Humic Acid and Potassium Humate Storage — Leonardite-Derived Soil Biostimulant Tank Selection
Humic Acid and Potassium Humate Storage — Leonardite-Derived Soil Biostimulant Tank Selection for Liquid and Soluble Powder Service
Humic acid is the alkali-soluble fraction of humic substances extracted from leonardite (oxidized sub-bituminous coal seams from the upper Cretaceous to Eocene era), weathered peat, and high-organic-matter natural deposits. Commercial extraction uses potassium hydroxide (yielding potassium humate, the dominant agricultural commercial product) or sodium hydroxide (sodium humate, used in industrial drilling fluid and ceramic dispersant applications). Liquid potassium humate is supplied as black aqueous concentrate at 8-15% humic substance content in totes, drums, and bulk tanker. Soluble powder is supplied at 60-85% humic substance content in 25 kg bags and supersacks for direct on-farm dissolution. The chemistry's alkaline pH (typically 9-12 for liquid concentrates) plus its strong cation-exchange capacity drive both the agronomic value and the storage-and-handling considerations.
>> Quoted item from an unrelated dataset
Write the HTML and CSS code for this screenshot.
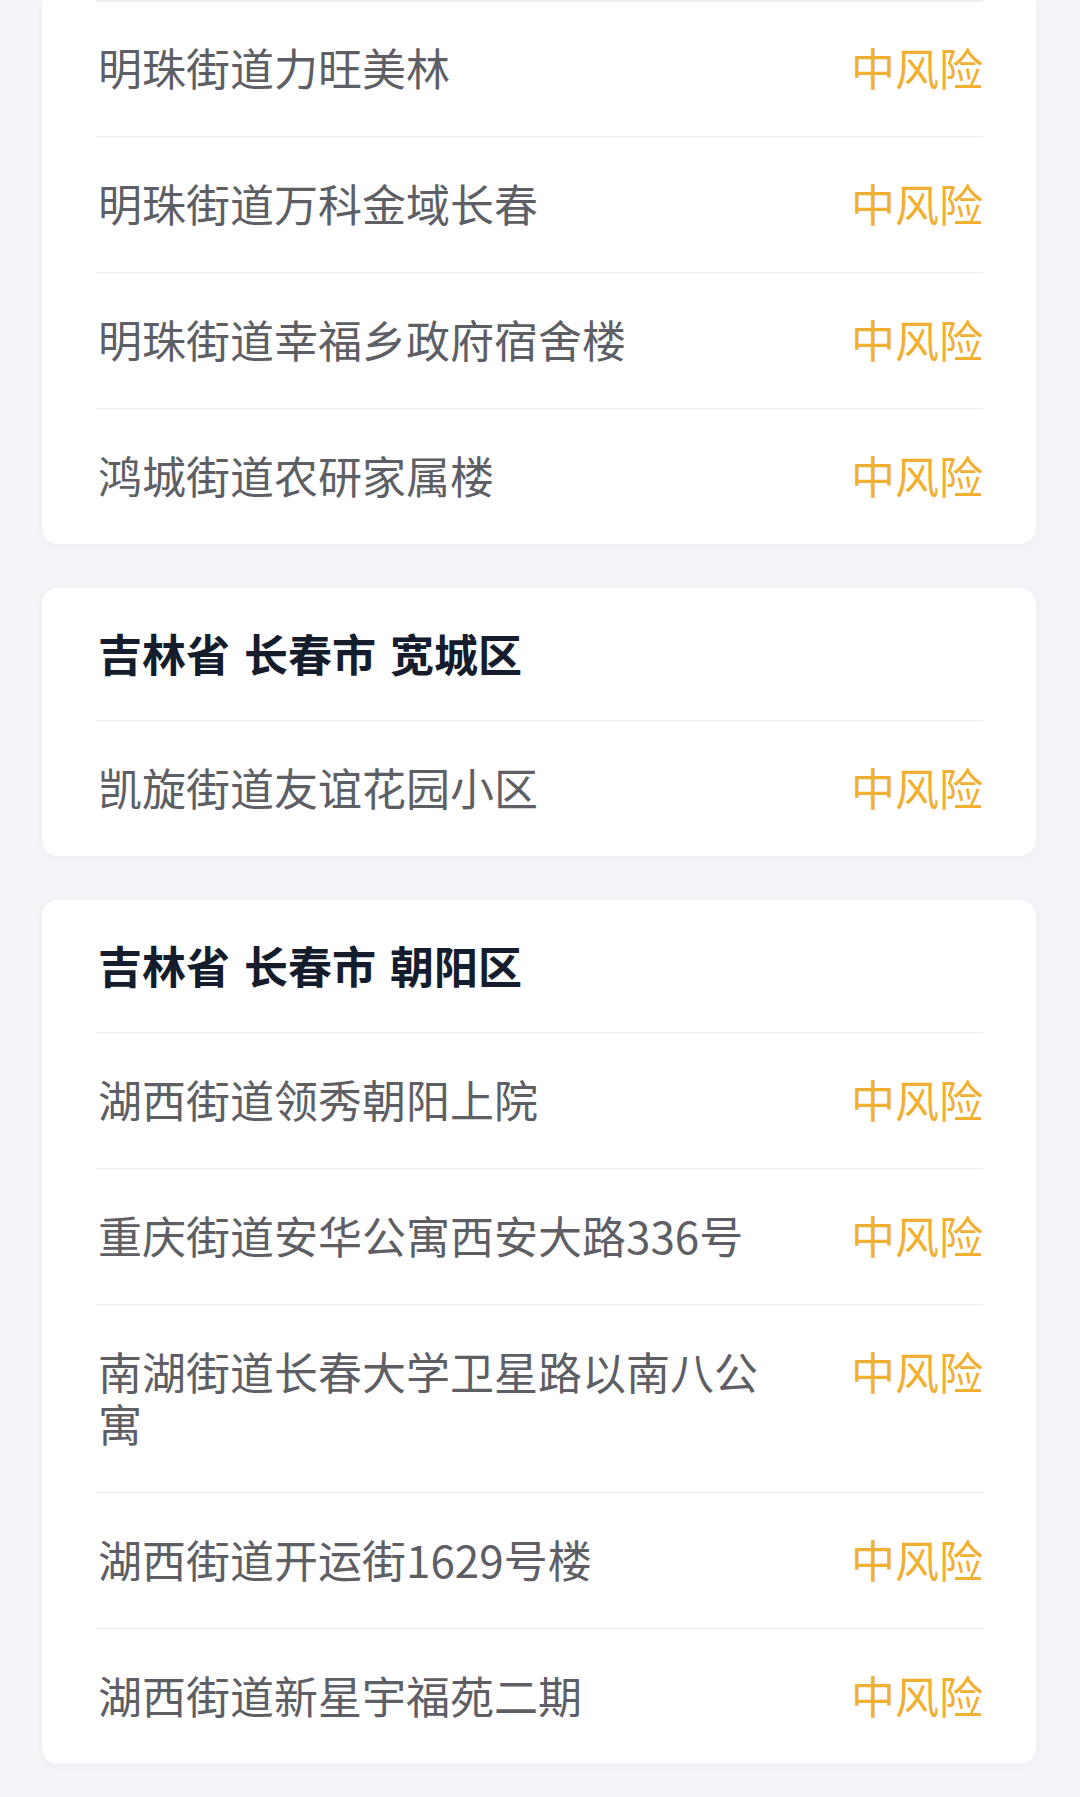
FILE: index.html
```html
<!DOCTYPE html>
<html lang="zh-CN">
<head>
<meta charset="utf-8">
<title>风险地区</title>
<link rel="stylesheet" href="styles.css">
</head>
<body>
<div class="page">
  <section class="card card-cut">
    <div class="row row-top"><span class="place">明珠街道力旺美林</span><span class="risk">中风险</span></div>
    <div class="row"><span class="place">明珠街道万科金域长春</span><span class="risk">中风险</span></div>
    <div class="row"><span class="place">明珠街道幸福乡政府宿舍楼</span><span class="risk">中风险</span></div>
    <div class="row"><span class="place">鸿城街道农研家属楼</span><span class="risk">中风险</span></div>
  </section>
  <section class="card">
    <h2 class="head">吉林省 长春市 宽城区</h2>
    <div class="row"><span class="place">凯旋街道友谊花园小区</span><span class="risk">中风险</span></div>
  </section>
  <section class="card">
    <h2 class="head">吉林省 长春市 朝阳区</h2>
    <div class="row"><span class="place">湖西街道领秀朝阳上院</span><span class="risk">中风险</span></div>
    <div class="row"><span class="place">重庆街道安华公寓西安大路336号</span><span class="risk">中风险</span></div>
    <div class="row"><span class="place">南湖街道长春大学卫星路以南八公寓</span><span class="risk">中风险</span></div>
    <div class="row"><span class="place">湖西街道开运街1629号楼</span><span class="risk">中风险</span></div>
    <div class="row"><span class="place">湖西街道新星宇福苑二期</span><span class="risk">中风险</span></div>
  </section>
</div>
</body>
</html>
```

FILE: styles.css
```css
html, body {
  margin: 0;
  padding: 0;
  background: #f2f4f7;
}
body {
  font-family: "Noto Sans CJK SC", "Noto Sans", sans-serif;
  font-size: 44px;
  line-height: 52px;
}
.page {
  display: flex;
  flex-direction: column;
  gap: 44px;
  padding: 0 44px 40px 42px;
}
.card {
  background: #ffffff;
  border-radius: 16px;
  padding: 0 53px 0 54px;
  box-shadow: 0 2px 8px rgba(30, 40, 60, 0.03);
}
.card-cut {
  border-top-left-radius: 0;
  border-top-right-radius: 0;
}
.head {
  margin: 0;
  padding: 39px 0 41px 2px;
  font-size: 44px;
  line-height: 52px;
  font-weight: 700;
  color: #151d2c;
  word-spacing: 4px;
}
.row {
  display: flex;
  align-items: flex-start;
  justify-content: space-between;
  padding: 40px 0 43px 0;
  border-top: 1px solid #ebebeb;
}
.card-cut .row-top {
  border-top: 2px solid #ededed;
  padding-top: 39px;
}
.place {
  flex: 1;
  max-width: 684px;
  padding-left: 2px;
  color: #5e5f65;
  font-weight: 400;
}
.risk {
  flex: none;
  color: #f0b032;
  font-weight: 400;
}
```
The six sections below cite Black Earth Humic LP (Lethbridge, Alberta, Canada; major North American leonardite mine and processor with 25+ years of commercial supply), Live Earth Products (Emery, Utah; mined Utah leonardite producer with global agricultural distribution), Bio Huma Netics Inc. (BHN, Gilbert, Arizona; specialty humic and biostimulant formulator under the Huma brand), HumaTech (Houston, Texas; humic-acid specialist with on-site liquid-product manufacturing), and Mesa Verde Resources (Cortez, Colorado; mined Colorado leonardite). Regulatory citations point to USDA NOP National Organic Program 7 CFR 205.601(j)(2) listing humic acids derived from naturally occurring deposits as allowed nonsynthetic substances for organic crop production, OMRI (Organic Materials Review Institute) listings on commercial products as the de facto verification mark accepted by USDA-accredited organic certifiers, AAPFCO (Association of American Plant Food Control Officials) labeling rules for humic acid claims (including the AAPFCO method 2.4.4 for "humic acid content" measurement), and state-fertilizer-registration requirements maintained by each state department of agriculture for fertilizer-label sales.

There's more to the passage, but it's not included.